Health Considerations

Important Health Considerations

Sometimes it is inappropriate to perform even the most standard piercing.  A piercer should politely refuse to perform a piercing that could be dangerous, ill suited, unsuccessful, or for which they are not trained.  The following are examples for which a second opinion, in some cases from a piercing-friendly physician, may be needed before proceeding:

  • An individual who has diabetes, hemophilia, auto-immune disorder, or other medical condition(s) that may negatively influence the piercing procedure or the healing process
  • There is an obvious skin or tissue abnormality that may include but is not limited to rashes, lumps, bumps, scars, lesions, moles, freckles, and/or abrasions
  • The client requests you pierce irregular or surgically-altered tissue, or the client is unsuited due to occupational, recreational, or environmental factors
  • Piercings considered, by the piercer, to have little or no chance of healing
  • The client has impending plans to become pregnant and wishes to get a nipple, navel, or other piercing
  • It is also advisable to refrain from piercing during pregnancy to allow the body to focus on the important, complex, and demanding task that it is handling already.

Piercing and Heart Conditions

Previously, it was suggested to not pierce any client who has a pre-existing heart condition without a doctor’s consent and a preventive antibiotic.  This is no longer the case.

The American Heart Association’s Endocarditis Committee, together with national and international experts on bacterial endocarditis extensively reviewed published studies in order to determine whether dental, gastrointestinal, or genitourinary tract procedures are possible causes of bacterial endocarditis.  These experts determined that there is no conclusive evidence that links these procedures with the development of bacterial endocarditis.

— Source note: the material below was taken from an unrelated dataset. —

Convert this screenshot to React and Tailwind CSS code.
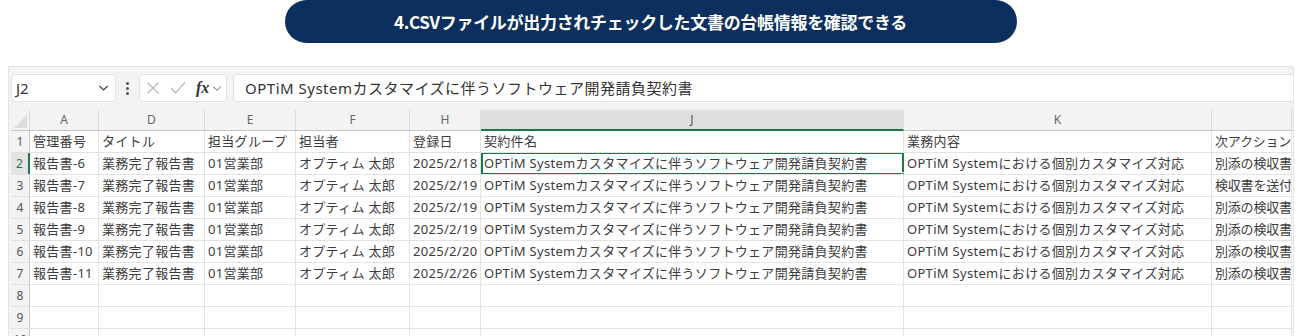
import React from "react";

const COLS = ["w-[19px]", "w-[69px]", "w-[106px]", "w-[91px]", "w-[114px]", "w-[71px]", "w-[423px]", "w-[308px]", "w-[80px]"];
const LETTERS = ["A", "D", "E", "F", "H", "J", "K", ""];

const J = "OPTiM Systemカスタマイズに伴うソフトウェア開発請負契約書";
const K = "OPTiM Systemにおける個別カスタマイズ対応";

const ROWS = [
  ["管理番号", "タイトル", "担当グループ", "担当者", "登録日", "契約件名", "業務内容", "次アクション"],
  ["報告書-6", "業務完了報告書", "01営業部", "オプティム 太郎", "2025/2/18", J, K, "別添の検収書を確認"],
  ["報告書-7", "業務完了報告書", "01営業部", "オプティム 太郎", "2025/2/19", J, K, "検収書を送付して"],
  ["報告書-8", "業務完了報告書", "01営業部", "オプティム 太郎", "2025/2/19", J, K, "別添の検収書を確認"],
  ["報告書-9", "業務完了報告書", "01営業部", "オプティム 太郎", "2025/2/19", J, K, "別添の検収書を確認"],
  ["報告書-10", "業務完了報告書", "01営業部", "オプティム 太郎", "2025/2/20", J, K, "別添の検収書を確認"],
  ["報告書-11", "業務完了報告書", "01営業部", "オプティム 太郎", "2025/2/26", J, K, "別添の検収書を確認"],
  ["", "", "", "", "", "", "", ""],
  ["", "", "", "", "", "", "", ""],
  ["", "", "", "", "", "", "", ""],
];

function Chevron({ className }) {
  return (
    <svg viewBox="0 0 12 8" className={className} fill="none" stroke="currentColor" strokeWidth="1.3">
      <path d="M1.5 1.8 L6 6.2 L10.5 1.8" />
    </svg>
  );
}

export default function App() {
  return (
    <div className="w-[1301px] h-[336px] bg-white overflow-hidden font-['Noto_Sans','Noto_Sans_CJK_JP',sans-serif]">
      <div className="flex justify-center">
        <div className="w-[732px] h-[43px] rounded-full bg-[#0c2f5e] flex items-center justify-center text-white font-bold text-[17px] tracking-[-0.3px] font-['Noto_Sans_CJK_JP',sans-serif]">
          4.CSVファイルが出力されチェックした文書の台帳情報を確認できる
        </div>
      </div>

      <div className="mt-[23px] ml-[8px] w-[1286px] bg-[#f3f3f3] border-t border-l border-r border-[#e4e4e4] pl-[2px] pt-[7px] h-[300px]">
        {/* formula bar */}
        <div className="flex items-center h-[28px]">
          <div className="w-[105px] h-[28px] bg-white rounded-[4px] border border-[#e2e2e2] flex items-center justify-between pl-[4px] pr-[6px]">
            <span className="text-[15px] text-[#333]">J2</span>
            <Chevron className="w-[11px] h-[8px] text-[#444]" />
          </div>
          <div className="w-[23px] flex flex-col items-center justify-center gap-[2px]">
            <span className="w-[3px] h-[3px] rounded-full bg-[#555]"></span>
            <span className="w-[3px] h-[3px] rounded-full bg-[#555]"></span>
            <span className="w-[3px] h-[3px] rounded-full bg-[#555]"></span>
          </div>
          <div className="w-[88px] h-[28px] bg-white rounded-[4px] border border-[#e2e2e2] flex items-center pl-[6px]">
            <svg viewBox="0 0 14 14" className="w-[14px] h-[14px] text-[#b8b8b8]" fill="none" stroke="currentColor" strokeWidth="1.2">
              <path d="M1.5 1.5 L12.5 12.5 M12.5 1.5 L1.5 12.5" />
            </svg>
            <svg viewBox="0 0 16 14" className="ml-[10px] w-[16px] h-[14px] text-[#b8b8b8]" fill="none" stroke="currentColor" strokeWidth="1.2">
              <path d="M1 7 L5.5 12 L15 1.5" />
            </svg>
            <span className="ml-[10px] text-[16px] italic font-bold text-[#333] font-['Liberation_Serif',serif] leading-none">fx</span>
            <Chevron className="ml-[3px] w-[10px] h-[7px] text-[#888]" />
          </div>
          <div className="ml-[6px] flex-1 h-[28px] bg-white rounded-l-[4px] border-t border-b border-l border-[#e2e2e2] flex items-center pl-[11px] text-[15px] tracking-[0.5px] text-[#333] whitespace-nowrap">
            {J}
          </div>
        </div>

        {/* grid */}
        <div className="mt-[8px] bg-white">
          {/* column header row */}
          <div className="flex h-[21px] bg-[#f3f3f3] border-b border-[#c6c6c6]">
            <div className={`${COLS[0]} relative border-r border-[#dadada] shrink-0`}>
              <div className="absolute right-[2px] bottom-[2px] w-0 h-0 border-l-[13px] border-l-transparent border-b-[13px] border-b-[#dcdcdc]"></div>
            </div>
            {LETTERS.map((l, i) => {
              const sel = l === "J";
              return (
                <div
                  key={i}
                  className={`${COLS[i + 1]} shrink-0 flex items-center justify-center text-[12px] border-r border-[#dadada] ${
                    sel ? "bg-[#dedede] text-[#555] border-b-2 border-b-[#1b7a44] -mb-px" : "text-[#666]"
                  }`}
                >
                  {l}
                </div>
              );
            })}
          </div>

          {ROWS.map((row, r) => {
            const sel = r === 1;
            return (
              <div key={r} className="flex h-[22px] border-b border-[#e2e2e2]">
                <div
                  className={`${COLS[0]} shrink-0 flex items-center justify-center text-[12px] ${
                    sel ? "bg-[#e4e4e4] text-[#1b7a44] border-r-2 border-[#1b7a44]" : "bg-[#f3f3f3] text-[#555] border-r border-[#c6c6c6]"
                  }`}
                >
                  {r + 1}
                </div>
                {row.map((c, i) => {
                  const active = sel && i === 5;
                  const last = i === 7;
                  return (
                    <div
                      key={i}
                      className={`${COLS[i + 1]} shrink-0 relative flex items-center pl-[3px] text-[13px] text-[#3c3c3c] whitespace-nowrap overflow-hidden ${
                        last ? "tracking-[-0.2px]" : "tracking-[0.3px]"
                      } ${active ? "" : "border-r border-[#e2e2e2]"}`}
                    >
                      {c}
                      {active && (
                        <>
                          <div className="absolute inset-x-0 -top-px -bottom-px border-2 border-[#1b7a44] pointer-events-none"></div>
                          <div className="absolute right-[-2px] bottom-[-3px] w-[5px] h-[5px] bg-[#1b7a44] border border-white"></div>
                        </>
                      )}
                    </div>
                  );
                })}
              </div>
            );
          })}
        </div>
      </div>
    </div>
  );
}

The piercing community has long complied with previously guidelines; anytime a client has been instructed to take preventative antibiotics prior to dental procedures, they were asked to get the same prescription prior to any oral piercing.  This is no longer suggested for many clients, but only those listed below:

Antibiotic prophylaxis with oral piercing procedures is recommended only for patients with cardiac conditions associated with the highest risk of adverse outcomes from endocarditis, including:

  • Prosthetic cardiac valve
  • Previous endocarditis
  • Cardiac transplantation recipients with cardiac valvular disease
  • Congenital heart disease only in the following categories:
    • Unrepaired cyanotic congenital heart disease, including those with palliative shunts and conduits
    • Completely repaired congenital heart disease with prosthetic material or device, whether placed by surgery or catheter intervention, during the first six months after the procedure
    • Repaired congenital heart disease with residual defects at the site or adjacent to the site of a prosthetic patch or prosthetic device (which inhibit endothelialization)
More information can be found here:  If clients have any questions about whether or not they fall in any of these categories, they are urged to talk to their physician before any oral piercing.